## start Available data
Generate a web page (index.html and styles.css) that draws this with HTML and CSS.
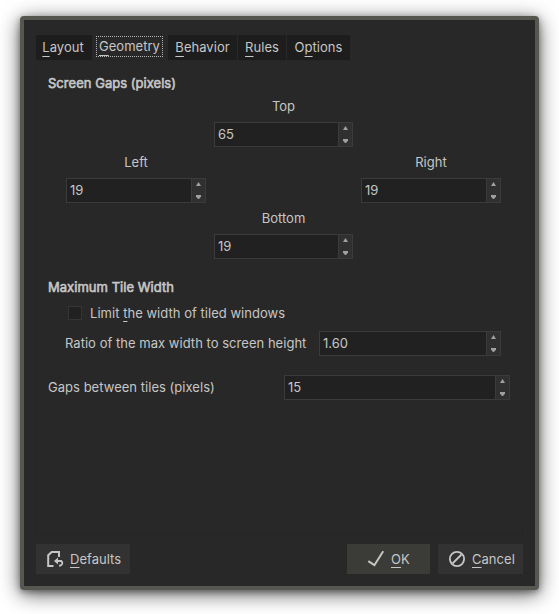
FILE: index.html
```html
<!DOCTYPE html>
<html lang="en">
<head>
<meta charset="utf-8">
<title>Tiling settings</title>
<link rel="stylesheet" href="styles.css">
</head>
<body>
<main class="window">
  <nav class="tabs">
    <span class="tab layout"><u>L</u>ayout</span>
    <span class="tab active"><u>G</u>eometry</span>
    <span class="tab behavior"><u>B</u>ehavior</span>
    <span class="tab rules"><u>R</u>ules</span>
    <span class="tab options">O<u>p</u>tions</span>
  </nav>
  <section class="pane">
    <h2 class="gaps-title">Screen Gaps (pixels)</h2>
    <div class="gaps">
      <div class="field top"><label>Top</label><div class="spin"><span class="value">65</span><span class="arrows"><i class="up"></i><i class="down"></i></span></div></div>
      <div class="field left"><label>Left</label><div class="spin"><span class="value">19</span><span class="arrows"><i class="up"></i><i class="down"></i></span></div></div>
      <div class="field right"><label>Right</label><div class="spin"><span class="value">19</span><span class="arrows"><i class="up"></i><i class="down"></i></span></div></div>
      <div class="field bottom"><label>Bottom</label><div class="spin"><span class="value">19</span><span class="arrows"><i class="up"></i><i class="down"></i></span></div></div>
    </div>
    <h2 class="width-title">Maximum Tile Width</h2>
    <div class="check-row"><span class="checkbox"></span><span class="check-label">Limit <u>t</u>he width of tiled windows</span></div>
    <div class="row ratio"><label class="ratio-label">Ratio of the max width to screen height</label><div class="spin"><span class="value">1.60</span><span class="arrows"><i class="up"></i><i class="down"></i></span></div></div>
    <div class="row tile-gaps"><label class="tile-label">Gaps between tiles (pixels)</label><div class="spin"><span class="value">15</span><span class="arrows"><i class="up"></i><i class="down"></i></span></div></div>
  </section>
  <footer class="buttons">
    <div class="button defaults">
      <svg width="18" height="18" viewBox="0 0 18 18"><path d="M7.5 16H2.2V5.2L5.7 2H13V7" fill="none" stroke="#c6c6c6" stroke-width="2"/><path d="M12 7.5v7L8 11z" fill="#c6c6c6"/><path d="M11 11h4.2l1 1v2l-1.7 1.7H13" fill="none" stroke="#c6c6c6" stroke-width="1.8"/></svg>
      <span><u>D</u>efaults</span>
    </div>
    <div class="button ok">
      <svg width="18" height="18" viewBox="0 0 18 18"><path d="M1.3 11.2L7.4 15.2L16.2 1.2" fill="none" stroke="#c6c6c6" stroke-width="2"/></svg>
      <span><u>O</u>K</span>
    </div>
    <div class="button cancel">
      <svg width="18" height="18" viewBox="0 0 18 18"><circle cx="9" cy="9" r="7.1" fill="none" stroke="#c6c6c6" stroke-width="1.8"/><path d="M4.5 13.5L13.5 4.5" stroke="#c6c6c6" stroke-width="1.8"/></svg>
      <span><u>C</u>ancel</span>
    </div>
  </footer>
</main>
</body>
</html>
```
FILE: styles.css
```css
* { box-sizing: border-box; }
body {
  margin: 0;
  padding: 16px 20px 24px;
  height: 614px;
  overflow: hidden;
  background: #fff;
  color: #c6c6c6;
  font: 13px/16px Inter, "Noto Sans", sans-serif;
  letter-spacing: 0.03px;
}
u {
  text-decoration: underline 1px;
  text-underline-offset: 3px;
  text-decoration-skip-ink: none;
}
.window {
  display: flex;
  flex-direction: column;
  width: 519px;
  height: 574px;
  padding: 15px 12px 12px;
  border: 4px solid #555750;
  border-radius: 4px;
  background: #282828;
  box-shadow: 0 4px 20px rgba(0, 0, 0, 0.65), 0 2px 6px rgba(0, 0, 0, 0.35);
}
.tabs { display: flex; height: 25px; flex: none; }
.tab {
  height: 25px;
  margin-right: 1px;
  padding-top: 4px;
  background: #1d1d1d;
  text-align: center;
}
.tab u { text-underline-offset: 4px; }
.layout { width: 56px; margin-right: 4px; padding-right: 2px; }
.active {
  width: 67px;
  height: 21px;
  margin: 1px 5px 0 0;
  padding-top: 1px;
  border: 1px dotted #b4b4b4;
  background: #282828;
}
.behavior { width: 69px; }
.rules { width: 48px; }
.options { width: 63px; }
.pane {
  height: 476px;
  flex: none;
  padding: 14px 12px 0 11px;
  border: 1px solid #262626;
}
h2 {
  margin: 0;
  font-size: 13px;
  line-height: 16px;
  font-weight: 400;
  -webkit-text-stroke: 0.6px #c6c6c6;
}
.gaps {
  display: grid;
  grid-template-columns: 140px 139px 140px;
  grid-template-rows: 56px 56px 56px;
  column-gap: 8px;
  margin: 7px 0 0 18px;
}
.field { text-align: center; }
.field label { display: block; height: 24px; }
.top { grid-area: 1 / 2; }
.left { grid-area: 2 / 1; }
.right { grid-area: 2 / 3; }
.bottom { grid-area: 3 / 2; }
.spin {
  display: flex;
  height: 25px;
  border: 1px solid #3b3b3b;
  background: #212121;
  text-align: left;
}
.value { flex: 1; padding: 3px 0 0 3px; }
.arrows {
  display: flex;
  flex-direction: column;
  justify-content: space-between;
  align-items: center;
  width: 14px;
  padding: 3px 0;
  border-left: 1px solid #3b3b3b;
  background: #303030;
}
.up, .down { width: 5px; height: 4px; background: #a0a0a0; }
.up { clip-path: polygon(50% 0, 100% 100%, 0 100%); }
.down { clip-path: polygon(0 0, 100% 0, 100% 35%, 60% 100%, 40% 100%, 0 35%); }
.width-title { margin-top: 13px; }
.check-row { display: flex; align-items: center; margin: 10px 0 0 20px; gap: 8px; }
.checkbox { width: 14px; height: 14px; border: 1px solid #353535; background: #212121; }
.row { display: flex; }
.row label { padding-top: 4px; }
.ratio { margin: 10px 0 0 17px; }
.ratio-label { width: 254px; white-space: nowrap; }
.ratio .spin { width: 182px; }
.tile-gaps { margin-top: 19px; }
.tile-label { width: 236px; }
.tile-gaps .spin { width: 226px; }
.buttons { display: flex; gap: 8px; margin-top: 8px; }
.button {
  display: flex;
  align-items: center;
  gap: 6px;
  height: 30px;
  padding-left: 10px;
  background: #323232;
}
.defaults { width: 94px; margin-right: auto; }
.ok { width: 83px; padding-left: 20px; background: #3b3b38; }
.cancel { width: 85px; }
```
## end Available data
* Objective: Pictures are to be left out; repeat all the remaining data exactly.

* Correct output:
Generate a web page (index.html and styles.css) that draws this with HTML and CSS.
FILE: index.html
```html
<!DOCTYPE html>
<html lang="en">
<head>
<meta charset="utf-8">
<title>Tiling settings</title>
<link rel="stylesheet" href="styles.css">
</head>
<body>
<main class="window">
  <nav class="tabs">
    <span class="tab layout"><u>L</u>ayout</span>
    <span class="tab active"><u>G</u>eometry</span>
    <span class="tab behavior"><u>B</u>ehavior</span>
    <span class="tab rules"><u>R</u>ules</span>
    <span class="tab options">O<u>p</u>tions</span>
  </nav>
  <section class="pane">
    <h2 class="gaps-title">Screen Gaps (pixels)</h2>
    <div class="gaps">
      <div class="field top"><label>Top</label><div class="spin"><span class="value">65</span><span class="arrows"><i class="up"></i><i class="down"></i></span></div></div>
      <div class="field left"><label>Left</label><div class="spin"><span class="value">19</span><span class="arrows"><i class="up"></i><i class="down"></i></span></div></div>
      <div class="field right"><label>Right</label><div class="spin"><span class="value">19</span><span class="arrows"><i class="up"></i><i class="down"></i></span></div></div>
      <div class="field bottom"><label>Bottom</label><div class="spin"><span class="value">19</span><span class="arrows"><i class="up"></i><i class="down"></i></span></div></div>
    </div>
    <h2 class="width-title">Maximum Tile Width</h2>
    <div class="check-row"><span class="checkbox"></span><span class="check-label">Limit <u>t</u>he width of tiled windows</span></div>
    <div class="row ratio"><label class="ratio-label">Ratio of the max width to screen height</label><div class="spin"><span class="value">1.60</span><span class="arrows"><i class="up"></i><i class="down"></i></span></div></div>
    <div class="row tile-gaps"><label class="tile-label">Gaps between tiles (pixels)</label><div class="spin"><span class="value">15</span><span class="arrows"><i class="up"></i><i class="down"></i></span></div></div>
  </section>
  <footer class="buttons">
    <div class="button defaults">
      <svg width="18" height="18" viewBox="0 0 18 18"><path d="M7.5 16H2.2V5.2L5.7 2H13V7" fill="none" stroke="#c6c6c6" stroke-width="2"/><path d="M12 7.5v7L8 11z" fill="#c6c6c6"/><path d="M11 11h4.2l1 1v2l-1.7 1.7H13" fill="none" stroke="#c6c6c6" stroke-width="1.8"/></svg>
      <span><u>D</u>efaults</span>
    </div>
    <div class="button ok">
      <svg width="18" height="18" viewBox="0 0 18 18"><path d="M1.3 11.2L7.4 15.2L16.2 1.2" fill="none" stroke="#c6c6c6" stroke-width="2"/></svg>
      <span><u>O</u>K</span>
    </div>
    <div class="button cancel">
      <svg width="18" height="18" viewBox="0 0 18 18"><circle cx="9" cy="9" r="7.1" fill="none" stroke="#c6c6c6" stroke-width="1.8"/><path d="M4.5 13.5L13.5 4.5" stroke="#c6c6c6" stroke-width="1.8"/></svg>
      <span><u>C</u>ancel</span>
    </div>
  </footer>
</main>
</body>
</html>
```
FILE: styles.css
```css
* { box-sizing: border-box; }
body {
  margin: 0;
  padding: 16px 20px 24px;
  height: 614px;
  overflow: hidden;
  background: #fff;
  color: #c6c6c6;
  font: 13px/16px Inter, "Noto Sans", sans-serif;
  letter-spacing: 0.03px;
}
u {
  text-decoration: underline 1px;
  text-underline-offset: 3px;
  text-decoration-skip-ink: none;
}
.window {
  display: flex;
  flex-direction: column;
  width: 519px;
  height: 574px;
  padding: 15px 12px 12px;
  border: 4px solid #555750;
  border-radius: 4px;
  background: #282828;
  box-shadow: 0 4px 20px rgba(0, 0, 0, 0.65), 0 2px 6px rgba(0, 0, 0, 0.35);
}
.tabs { display: flex; height: 25px; flex: none; }
.tab {
  height: 25px;
  margin-right: 1px;
  padding-top: 4px;
  background: #1d1d1d;
  text-align: center;
}
.tab u { text-underline-offset: 4px; }
.layout { width: 56px; margin-right: 4px; padding-right: 2px; }
.active {
  width: 67px;
  height: 21px;
  margin: 1px 5px 0 0;
  padding-top: 1px;
  border: 1px dotted #b4b4b4;
  background: #282828;
}
.behavior { width: 69px; }
.rules { width: 48px; }
.options { width: 63px; }
.pane {
  height: 476px;
  flex: none;
  padding: 14px 12px 0 11px;
  border: 1px solid #262626;
}
h2 {
  margin: 0;
  font-size: 13px;
  line-height: 16px;
  font-weight: 400;
  -webkit-text-stroke: 0.6px #c6c6c6;
}
.gaps {
  display: grid;
  grid-template-columns: 140px 139px 140px;
  grid-template-rows: 56px 56px 56px;
  column-gap: 8px;
  margin: 7px 0 0 18px;
}
.field { text-align: center; }
.field label { display: block; height: 24px; }
.top { grid-area: 1 / 2; }
.left { grid-area: 2 / 1; }
.right { grid-area: 2 / 3; }
.bottom { grid-area: 3 / 2; }
.spin {
  display: flex;
  height: 25px;
  border: 1px solid #3b3b3b;
  background: #212121;
  text-align: left;
}
.value { flex: 1; padding: 3px 0 0 3px; }
.arrows {
  display: flex;
  flex-direction: column;
  justify-content: space-between;
  align-items: center;
  width: 14px;
  padding: 3px 0;
  border-left: 1px solid #3b3b3b;
  background: #303030;
}
.up, .down { width: 5px; height: 4px; background: #a0a0a0; }
.up { clip-path: polygon(50% 0, 100% 100%, 0 100%); }
.down { clip-path: polygon(0 0, 100% 0, 100% 35%, 60% 100%, 40% 100%, 0 35%); }
.width-title { margin-top: 13px; }
.check-row { display: flex; align-items: center; margin: 10px 0 0 20px; gap: 8px; }
.checkbox { width: 14px; height: 14px; border: 1px solid #353535; background: #212121; }
.row { display: flex; }
.row label { padding-top: 4px; }
.ratio { margin: 10px 0 0 17px; }
.ratio-label { width: 254px; white-space: nowrap; }
.ratio .spin { width: 182px; }
.tile-gaps { margin-top: 19px; }
.tile-label { width: 236px; }
.tile-gaps .spin { width: 226px; }
.buttons { display: flex; gap: 8px; margin-top: 8px; }
.button {
  display: flex;
  align-items: center;
  gap: 6px;
  height: 30px;
  padding-left: 10px;
  background: #323232;
}
.defaults { width: 94px; margin-right: auto; }
.ok { width: 83px; padding-left: 20px; background: #3b3b38; }
.cancel { width: 85px; }
```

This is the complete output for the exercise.